Japanese Breakfast cover Weezer's 'Say It Ain't So' on surprise live EP

The Philly indie rock band recorded at Electric Lady Studios as part of Spotify series

Michelle Zauner has had a prolific year as a creator, releasing a New York Times best-selling memoir and a celebrated new album, "Jubilee," with her Japanese Breakfast bandmates.

The indie rockers have now added a live EP to the bonanza of output for their fans, who turned out in full force for a string of August shows that reopened Union Transfer in Philadelphia after a pandemic-related shutdown.

The EP. released on Spotify is part of the platform's "Live at Electric Lady" series, which puts artists in the famed Greenwich Village recording studio to capture the energy of decades of influential music produced there.

Among the great albums recorded at Electric Lady is Weezer's self-titled 1994 album, aka "The Blue Album," which includes the band's all-timer, "Say It Ain't So."

In a nod to Weezer, Japanese Breakfast recorded a live string interpretation of the song, with Zauner singing gently overtop and relishing the song's novelty in this arrangement.

“I played a very sloppy basement cover of ‘Say It Ain’t So’ once with my band in college (Post Post), so it was fun to revisit it from the opposite angle, stripped down with a string quartet,” said Zauner, who studied creative writing at Bryn Mawr College. “[Bandmate] Craig Hendrix did the arrangement and Quartet 121 performed the hell out of it.”

The front seven tracks on the new EP feature live versions of songs from "Jubilee" and other projects, with a mix of strings and keys that should excited Japanese Breakfast fans.

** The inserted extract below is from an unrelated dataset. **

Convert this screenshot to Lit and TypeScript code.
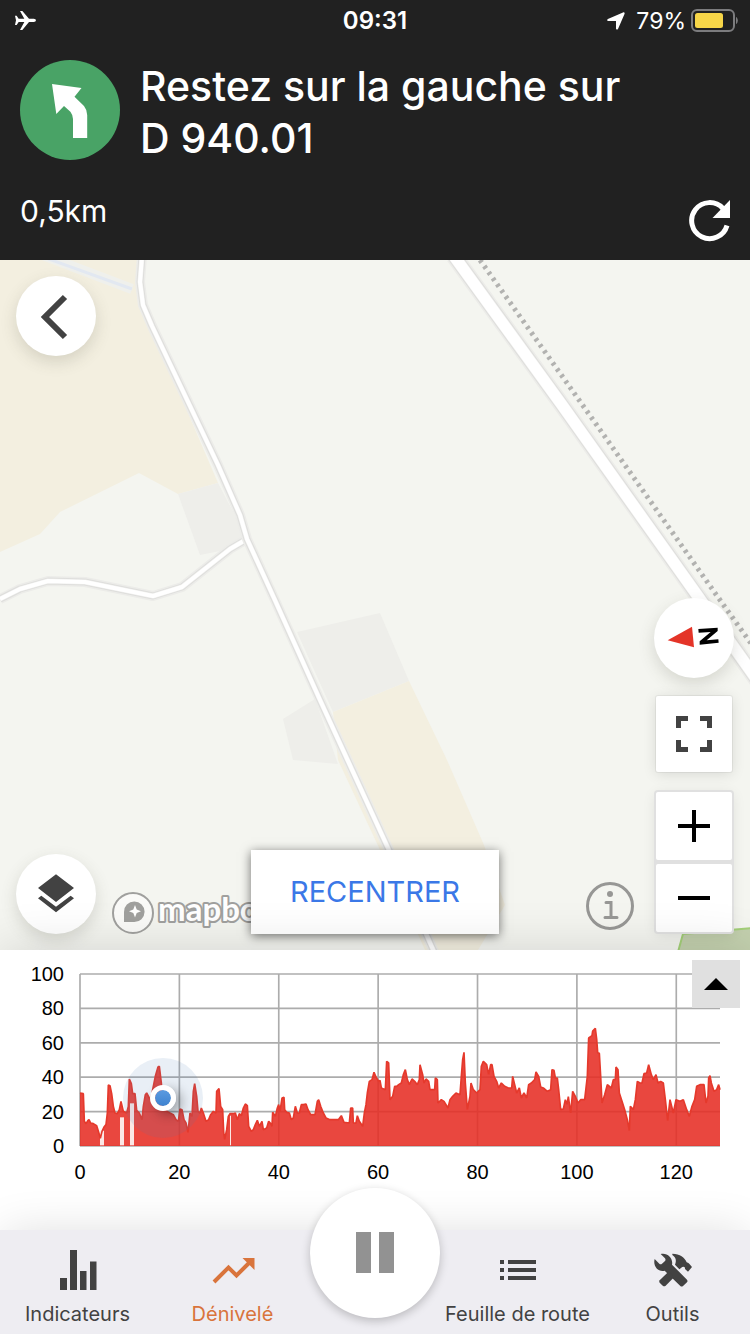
import { LitElement, html, css, svg } from "lit";
import { customElement } from "lit/decorators.js";

/* The plot uses three drawing units per pixel: 1920 wide, 516 high. */
const PLOT_W = 1920;
const PLOT_H = 516;
const MAX_KM = 128.8;
const MAX_M = 100;

/* Elevation profile in three legs; each leg has its own origin on the x axis
   and lists "x,height" pairs in drawing units. */
const LEGS: Array<{ start: number; points: string }> = [
  {
    start: 0,
    points:
      "0,159 10,157 13,74 18,67 24,77 27,79 32,69 40,67 50,61 56,41 61,23 66,44 72,57 78,64 82,99 85,183 90,181 95,157 100,119 105,99 112,97 118,109 123,134 130,104 140,99 145,119 148,201 154,187 158,157 165,157 170,107 178,99 186,79 190,119 196,154 200,159 208,144 212,139 220,179 226,209 234,237 238,239 244,189 250,109 260,104 270,99 280,94 288,79 295,74 300,111 306,109 312,79 318,69 324,41 330,99 336,89 340,164 344,187 350,149 354,104 360,99 364,114 370,99 378,74 386,79 392,94 400,104 408,99 410,164 417,172 422,119 428,109 431,42 434,20 440,49 445,89 450,97 460,97 466,99 472,79 478,97 484,91 490,114 496,126 502,121 506,59 514,44 520,49 526,64 532,77 538,59",
  },
  {
    start: 480,
    points:
      "66,74 70,49 80,54 86,74 92,67 96,59 98,101 106,89 112,114 116,124 120,104 126,144 132,146 134,109 140,101 148,99 154,79 160,84 166,119 172,99 178,99 184,124 190,124 198,126 204,109 212,94 225,94 232,134 236,139 242,119 250,99 258,84 270,79 295,79 304,91 312,71 328,69 332,114 338,114 340,69 348,69 352,91 358,74 368,59 373,99 378,124 382,159 388,194 396,199 402,221 408,207 416,194 420,197 424,174 436,169 440,254 446,249 450,139 458,149 464,179 470,179 476,184 484,189 490,214 496,229 502,199 508,184 516,201 524,194 532,184 538,199 540,244 548,214 552,189 558,201 566,194 570,169 584,169 586,204 592,199 594,129 604,139 612,134 624,114 630,139 638,149 648,159 660,154 664,209 668,259 672,281 676,189 682,109 690,149 693,189 700,169 710,159 720,169 724,239 730,254 740,244 746,214 752,244",
  },
  {
    start: 1230,
    points:
      "6,244 12,209 20,194 26,174 34,189 44,179 55,174 65,174 68,209 74,184 80,159 88,174 94,144 102,159 110,144 116,184 124,189 134,199 138,222 146,209 152,177 160,174 172,164 182,169 186,229 192,227 196,204 202,204 206,169 212,109 220,111 226,139 231,125 235,148 242,99 248,164 256,149 264,129 272,139 284,139 292,209 296,324 306,331 308,345 316,353 320,321 323,280 328,278 332,209 336,129 344,154 352,184 364,174 370,199 376,199 378,237 384,229 388,159 396,134 404,109 412,79 418,46 421,119 430,109 436,139 442,194 450,189 456,189 462,217 470,219 476,244 484,214 490,199 498,214 504,189 512,194 520,189 526,139 533,76 540,139 550,99 558,139 570,134 580,139 590,109 598,89 606,119 614,139 620,179 630,184 642,184 648,129 654,149 656,204 660,211 664,189 672,164 680,169 686,184 690,169",
  },
];

const SAMPLES: Array<[number, number]> = LEGS.flatMap(({ start, points }) =>
  points.split(" ").map((pair): [number, number] => {
    const [x, h] = pair.split(",").map(Number);
    return [start + x, PLOT_H - h];
  })
);
const RIDGE = SAMPLES.map(([x, y]) => `${x},${y}`).join(" L");

const GAPS = [
  [60, 12, 470],
  [120, 12, 430],
  [150, 12, 388],
  [450, 3, 425],
];

const KM_TICKS = [0, 20, 40, 60, 80, 100, 120];
const M_TICKS = [100, 80, 60, 40, 20, 0];
const POSITION = { km: 16.8, m: 28 };

@customElement("nav-header")
export class NavHeader extends LitElement {
  static styles = css`
    :host {
      display: block;
      background: #212121;
      color: #fff;
      font-family: Inter, "Liberation Sans", sans-serif;
    }
    svg { display: block; }
    .status {
      display: grid;
      grid-template-columns: 1fr auto 1fr;
      align-items: center;
      height: 42px;
      padding: 0 12px;
      font-size: 23px;
      line-height: 28px;
    }
    .time { font-weight: 600; font-size: 24px; }
    .right { display: flex; justify-content: flex-end; align-items: center; gap: 5px; }
    .pointer { margin-right: 6px; }
    .step {
      display: flex;
      align-items: flex-start;
      gap: 20px;
      padding: 18px 20px 0;
    }
    .step svg { flex: none; }
    h1 {
      margin: 0;
      font-size: 41px;
      line-height: 52px;
      font-weight: 500;
      max-width: 520px;
    }
    .foot {
      display: flex;
      justify-content: space-between;
      align-items: flex-start;
      padding: 28px 18px 18px 20px;
    }
    .distance { font-size: 30px; line-height: 38px; }
    button {
      display: block;
      margin: 6px 0 0;
      padding: 0;
      border: 0;
      background: none;
      color: inherit;
    }
  `;

  render() {
    return html`
      <div class="status">
        <svg width="24" height="22" viewBox="36 30 72 66" role="img" aria-label="Mode avion">
          <path fill="#fff" d="M45 47h5l6 9h17L60 33h7l20 23h14c9 0 9 10 0 10H87L67 90h-7l13-24H56l-6 9h-5l3-14z" />
        </svg>
        <span class="time">09:31</span>
        <div class="right">
          <svg class="pointer" width="18" height="18" viewBox="0 0 18 18" aria-hidden="true">
            <path fill="#fff" d="M16 .4c1.200-.5 2 .3 1.500 1.500L11 16.900c-.5 1.100-2 .9-2-.3V9H1.400C.1 9-.2 7.500.9 7z" />
          </svg>
          <span>79%</span>
          <svg width="47" height="24" viewBox="0 0 47 24" role="img" aria-label="Batterie">
            <rect x="1" y="1" width="42" height="21" rx="5" fill="none" stroke="#7c7c7e" stroke-width="2" />
            <rect x="4" y="4" width="28" height="15" rx="2.500" fill="#f7d648" />
            <path d="M45 8c2.400 1 2.400 6 0 7z" fill="#7c7c7e" />
          </svg>
        </div>
      </div>
      <div class="step">
        <svg width="100" height="100" viewBox="0 0 100 100" aria-hidden="true">
          <circle cx="50" cy="50" r="50" fill="#49a366" />
          <path fill="#fff" d="M32 24l29.500 4-7 8.700 9.500 9.300q3.200 4 3.200 9v23H53V59q0-4-2.600-7.300L44 46l-7.700 8z" />
        </svg>
        <h1>Restez sur la gauche sur D&nbsp;940.01</h1>
      </div>
      <div class="foot">
        <span class="distance">0,5km</span>
        <button aria-label="Recalculer">
          <svg width="44" height="44" viewBox="0 0 44 44" aria-hidden="true">
            <path d="M35 10.500A18 18 0 1 0 39 27.500" fill="none" stroke="#fff" stroke-width="5" />
            <path fill="#fff" d="M42 2v18H24.500z" />
          </svg>
        </button>
      </div>
    `;
  }
}

@customElement("route-map")
export class RouteMap extends LitElement {
  static styles = css`
    :host {
      display: block;
      position: relative;
      overflow: hidden;
      background: #f4f5f0;
      font-family: Inter, "Liberation Sans", sans-serif;
    }
    svg { display: block; }
    .tiles { position: absolute; inset: 0; width: 100%; height: 100%; }
    button { border: 0; margin: 0; padding: 0; background: #fff; color: #424242; }
    .round {
      display: grid;
      place-items: center;
      width: 80px;
      height: 80px;
      border-radius: 50%;
      box-shadow: 0 6px 16px rgba(80, 80, 60, 0.18);
    }
    .back { position: absolute; left: 16px; top: 16px; }
    .corner {
      position: absolute;
      left: 16px;
      bottom: 16px;
      display: flex;
      align-items: flex-end;
      gap: 16px;
    }
    .brand { display: flex; align-items: center; gap: 4px; text-decoration: none; }
    .wordmark { overflow: visible; font-family: Lato, sans-serif; font-weight: 700; font-size: 33px; }
    .recenter {
      position: absolute;
      left: 50%;
      bottom: 16px;
      transform: translateX(-50%);
      padding: 24px 39px;
      font: 400 29px/36px Inter, "Liberation Sans", sans-serif;
      color: #3b78e7;
      white-space: nowrap;
      box-shadow: 0 2px 10px rgba(0, 0, 0, 0.55);
    }
    .side {
      position: absolute;
      right: 16px;
      bottom: 18px;
      display: flex;
      align-items: flex-end;
      gap: 20px;
    }
    .info {
      width: 48px;
      height: 48px;
      margin-bottom: 2px;
      border-radius: 50%;
      background: none;
    }
    .stack { display: flex; flex-direction: column; align-items: center; gap: 18px; }
    .square {
      display: grid;
      place-items: center;
      width: 76px;
      height: 76px;
      border-radius: 2px;
      box-shadow: 0 0 0 1px rgba(0, 0, 0, 0.05), 0 2px 14px rgba(0, 0, 0, 0.12);
    }
    .zoom {
      display: flex;
      flex-direction: column;
      gap: 4px;
      margin-top: 2px;
      background: #e0e0e0;
      border-radius: 2px;
      box-shadow: 0 0 0 2px #e0e0e0, 0 2px 14px rgba(0, 0, 0, 0.1);
    }
    .zoom button {
      display: grid;
      place-items: center;
      width: 76px;
      height: 68px;
      border-radius: 2px;
      color: #000;
    }
  `;

  private road(d: string, casing: number, width: number) {
    return svg`
      <path d=${d} fill="none" stroke="#ecece9" stroke-width=${casing + 3} stroke-linejoin="round" />
      <path d=${d} fill="none" stroke="#dededc" stroke-width=${casing} stroke-linejoin="round" />
      <path d=${d} fill="none" stroke="#f0f0ee" stroke-width=${width + 1} stroke-linejoin="round" />
      <path d=${d} fill="none" stroke="#ffffff" stroke-width=${width} stroke-linejoin="round" />
    `;
  }

  render() {
    return html`
      <svg class="tiles" viewBox="0 0 750 690" preserveAspectRatio="xMidYMid slice" aria-hidden="true">
        <path fill="#f3efe0" d="M0 0H138L136 22L143 48L218 223L178 234L139 213L60 252L40 274L0 292Z" />
        <path fill="none" stroke="#eff0ec" stroke-width="10" d="M40-6L132 29" />
        <path fill="none" stroke="#e2e8f1" stroke-width="3" d="M46-2L132 29" />
        <path fill="#eeeeea" d="M178 234L218 223L247 278L230 289L200 295Z" />
        <path fill="#eeeeea" d="M297 372L380 353L409 421L333 452ZM283 459L315 439L338 504L293 500Z" />
        <path fill="#f3efe0" d="M409 421L333 452L338 500L380 590L425 690H478L505 645L484 585L447 500Z" />
        <path fill="#c3d0ae" stroke="#a4d079" stroke-width="2" d="M678 692L683 674L752 668V692Z" />
        ${this.road("M0 339L20 329L48 321L85 322L153 336L182 327L230 289L247 279", 7, 4)}
        ${this.road("M142-4L140 22L143 45L152 66L218 205L240 255L247 279L274 338L320 440L388 588L435 694", 7, 4)}
        ${this.road("M454-4L562 145L697 335L762 427", 14, 11)}
        <path fill="none" stroke="#b2b2b0" stroke-width="5" stroke-dasharray="3 4.400" d="M480 0L596 164L715 333L760 396" />
      </svg>

      <button class="round back" aria-label="Retour">
        <svg width="44" height="48" viewBox="0 0 44 48" aria-hidden="true">
          <path d="M31 5L11 25L31 45" fill="none" stroke="#424242" stroke-width="6" />
        </svg>
      </button>

      <div class="corner">
        <button class="round" aria-label="Couches">
          <svg width="40" height="42" viewBox="108 818 120 126" aria-hidden="true">
            <path fill="#424242" d="M168 822L222 863L168 905L114 863ZM168 919L212 886L222 894L168 936L114 894L124 886Z" />
          </svg>
        </button>
        <a class="brand" href="#mapbox" aria-label="Mapbox">
          <svg width="42" height="42" viewBox="0 0 42 42" aria-hidden="true">
            <circle cx="21" cy="21" r="20" fill="#fafaf8" stroke="#a0a09e" stroke-width="2" />
            <path fill="#a0a09e" d="M12 30V20a10.300 10.300 0 1 1 10 10z" />
            <path fill="#fff" d="M23 13l1.700 4.600L29 19.200l-4.300 1.700L23 25.500l-1.700-4.600L17 19.200l4.300-1.600z" />
          </svg>
          <svg class="wordmark" width="112" height="42" viewBox="0 0 112 42">
            <text x="0" y="29" fill="#fff" stroke="#a0a09e" stroke-width="4" stroke-linejoin="round" paint-order="stroke">mapbox</text>
          </svg>
        </a>
      </div>

      <button class="recenter">RECENTRER</button>

      <div class="side">
        <button class="info" aria-label="Informations">
          <svg width="48" height="48" viewBox="0 0 48 48" fill="none" stroke="#979795" aria-hidden="true">
            <circle cx="24" cy="24" r="22.500" stroke-width="3" />
            <circle cx="24" cy="12" r="3" fill="#979795" stroke="none" />
            <path d="M20 20.500H25V35.500M19 35.500H31" stroke-width="3" stroke-linecap="round" />
          </svg>
        </button>
        <div class="stack">
          <button class="round" aria-label="Nord">
            <svg width="60" height="40" viewBox="492 84 180 120" aria-hidden="true">
              <path fill="#e43428" d="M503 151L576 110L582 172Z" />
              <path fill="#000" d="M595 117L653 113V123L620 151L655 148L656 158L599 164V154L632 126L596 128Z" />
            </svg>
          </button>
          <button class="square" aria-label="Plein écran">
            <svg width="36" height="36" viewBox="0 0 36 36" aria-hidden="true">
              <path d="M2.500 12V2.500H12M24 2.500H33.500V12M33.500 24V33.500H24M12 33.500H2.500V24" fill="none" stroke="#424242" stroke-width="5" />
            </svg>
          </button>
          <div class="zoom">
            <button aria-label="Zoom avant">
              <svg width="32" height="32" viewBox="0 0 32 32" aria-hidden="true">
                <path d="M0 16H32M16 0V32" stroke="#000" stroke-width="4" />
              </svg>
            </button>
            <button aria-label="Zoom arrière">
              <svg width="32" height="32" viewBox="0 0 32 32" aria-hidden="true">
                <path d="M0 16H32" stroke="#000" stroke-width="4" />
              </svg>
            </button>
          </div>
        </div>
      </div>
    `;
  }
}

@customElement("elevation-chart")
export class ElevationChart extends LitElement {
  static styles = css`
    :host {
      display: block;
      position: relative;
      box-sizing: border-box;
      padding: 13px 30px 47px 0;
      background: #fff;
      color: #000;
      box-shadow: 0 0 48px rgba(0, 0, 0, 0.14);
      font: 20px/22px "Liberation Sans", Arial, sans-serif;
    }
    .chart { display: grid; grid-template-columns: 64px 1fr; column-gap: 16px; }
    .meters {
      display: flex;
      flex-direction: column;
      justify-content: space-between;
      height: 194px;
      text-align: right;
    }
    .plot { position: relative; margin: 11px 0; }
    .plot svg { display: block; width: 100%; height: 172px; overflow: visible; }
    .halo {
      position: absolute;
      display: grid;
      place-items: center;
      width: 80px;
      height: 80px;
      transform: translate(-50%, -50%);
      border-radius: 50%;
      background: rgba(70, 120, 180, 0.12);
    }
    .dot {
      width: 16px;
      height: 16px;
      border: 5px solid #fff;
      border-radius: 50%;
      background: linear-gradient(#5b9ae0, #3f83d0);
      background-clip: padding-box;
      box-shadow: 6px 4px 12px rgba(0, 0, 0, 0.3);
    }
    .kms { grid-column: 2; display: flex; margin-top: 4px; }
    .kms span { flex: 20 1 0; min-width: 0; }
    .kms span:last-child { flex-grow: 8.8; }
    .kms b { display: flex; justify-content: center; width: 0; font-weight: 400; }
    .expand {
      position: absolute;
      top: 10px;
      right: 10px;
      display: grid;
      place-items: center;
      width: 48px;
      height: 48px;
      padding: 0;
      border: 0;
      background: #e0e0e0;
    }
  `;

  render() {
    return html`
      <div class="chart">
        <div class="meters">${M_TICKS.map((m) => html`<span>${m}</span>`)}</div>
        <div class="plot">
          <svg viewBox="0 0 ${PLOT_W} ${PLOT_H}" preserveAspectRatio="none" role="img" aria-label="Profil altimétrique">
            <g stroke="#acacac" stroke-width="5">
              ${M_TICKS.map((m) => {
                const y = PLOT_H * (1 - m / MAX_M);
                return svg`<path d="M0 ${y}H${PLOT_W}" />`;
              })}
              ${KM_TICKS.map((km) => {
                const x = (PLOT_W * km) / MAX_KM;
                return svg`<path d="M${x} 0V${PLOT_H}" />`;
              })}
            </g>
            <path fill="#e62e24" fill-opacity="0.88" d="M0 ${PLOT_H} L${RIDGE} V${PLOT_H}Z" />
            ${GAPS.map(([x, w, y]) => svg`<path fill="#fbe8e6" d="M${x} ${y}h${w}V${PLOT_H - 2}h${-w}Z" />`)}
            <path fill="none" stroke="#e5392c" stroke-width="5" stroke-linejoin="bevel" d="M${RIDGE}" />
          </svg>
          <div class="halo" style="left:${(POSITION.km / MAX_KM) * 100}%;top:${MAX_M - POSITION.m}%">
            <span class="dot"></span>
          </div>
        </div>
        <div class="kms">${KM_TICKS.map((km) => html`<span><b>${km}</b></span>`)}</div>
      </div>
      <button class="expand" aria-label="Agrandir le graphique">
        <svg width="24" height="12" viewBox="0 0 24 12" aria-hidden="true"><path d="M0 12L12 0L24 12Z" /></svg>
      </button>
    `;
  }
}

const TABS = [
  {
    label: "Indicateurs",
    active: false,
    view: "0 0 48 48",
    art: svg`<path fill="#424242" d="M6 32h7v12H6zM16 4h7v40h-7zM26 25h6.500v19H26zM36 15.500h6.500V44H36z" />`,
  },
  {
    label: "Dénivelé",
    active: true,
    view: "0 0 48 48",
    art: svg`<path fill="none" stroke="#d9743c" stroke-width="4" d="M5 36L19.500 21.500L27.500 29.500L42 15" />
      <path fill="#d9743c" d="M33.500 12H45.500V24Z" />`,
  },
  {
    label: "Feuille de route",
    active: false,
    view: "0 0 48 48",
    art: svg`<path fill="#424242" d="M6 14h4v4H6zM14 14h28v4H14zM6 22h4v4H6zM14 22h28v4H14zM6 30h4v4H6zM14 30h28v4H14z" />`,
  },
  {
    label: "Outils",
    active: false,
    view: "821 198 144 144",
    art: svg`<g fill="#424242">
      <path d="M856 222C876 217 894 234 890 254L935 299Q938 303 935 307L923 318Q919 321 915 318L868 272C849 277 832 259 838 237L852 251Q856 254 860 251L869 243Q872 239 869 235Z" />
      <path d="M891 221C914 221 928 232 934 247Q940 248 943 253L950 261L938 275L929 267C930 260 923 258 917 264L912 268L899 254C904 242 902 232 891 225Z" />
      <path d="M881 274L853 301Q850 305 853 308L863 318Q867 320 871 317L896 292Z" />
    </g>`,
  },
];

@customElement("tab-bar")
export class TabBar extends LitElement {
  static styles = css`
    :host {
      display: block;
      position: relative;
      background: #eeedf2;
      box-shadow: 0 0 48px -4px rgba(0, 0, 0, 0.14);
      font-family: Inter, "Liberation Sans", sans-serif;
    }
    nav { display: flex; height: 104px; }
    a {
      flex: 1 1 0;
      display: flex;
      flex-direction: column;
      align-items: center;
      gap: 8px;
      padding-top: 16px;
      color: #424242;
      font-size: 20px;
      line-height: 24px;
      text-decoration: none;
      white-space: nowrap;
    }
    a.active { color: #d9743c; }
    svg { display: block; }
    .pause {
      flex: none;
      display: grid;
      place-items: center;
      width: 130px;
      height: 130px;
      margin-top: -42px;
      padding: 0;
      border: 0;
      border-radius: 50%;
      background: #fff;
      box-shadow: 0 3px 10px rgba(0, 0, 0, 0.22);
    }
  `;

  private tab(t: (typeof TABS)[number]) {
    return html`
      <a href="#${t.label}" class=${t.active ? "active" : ""}>
        <svg width="48" height="48" viewBox=${t.view} aria-hidden="true">${t.art}</svg>
        <span>${t.label}</span>
      </a>
    `;
  }

  render() {
    return html`
      <nav>
        ${TABS.slice(0, 2).map((t) => this.tab(t))}
        <button class="pause" aria-label="Pause">
          <svg width="38" height="42" viewBox="0 0 38 42" aria-hidden="true">
            <path fill="#929292" d="M0 0h15v41H0zM23 0h15v41H23z" />
          </svg>
        </button>
        ${TABS.slice(2).map((t) => this.tab(t))}
      </nav>
    `;
  }
}

@customElement("app-root")
export class AppRoot extends LitElement {
  static styles = css`
    :host { display: flex; flex-direction: column; min-height: 100vh; background: #fff; }
    route-map { flex: 1 0 480px; }
  `;

  render() {
    return html`
      <nav-header></nav-header>
      <route-map></route-map>
      <elevation-chart></elevation-chart>
      <tab-bar></tab-bar>
    `;
  }
}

“Recording at Electric Lady was truly the perfect experience," Zauner said of making the E.P., via RollingStone. "The longer I’ve worked as a recording artist, the more I’ve realized it’s the simple, stripped-down songs that are the hardest to get right. Having the opportunity to revisit the core catalog of my songwriting in a room with so much history, surrounded by engineers and gear of the highest caliber, it was just a dream come true.”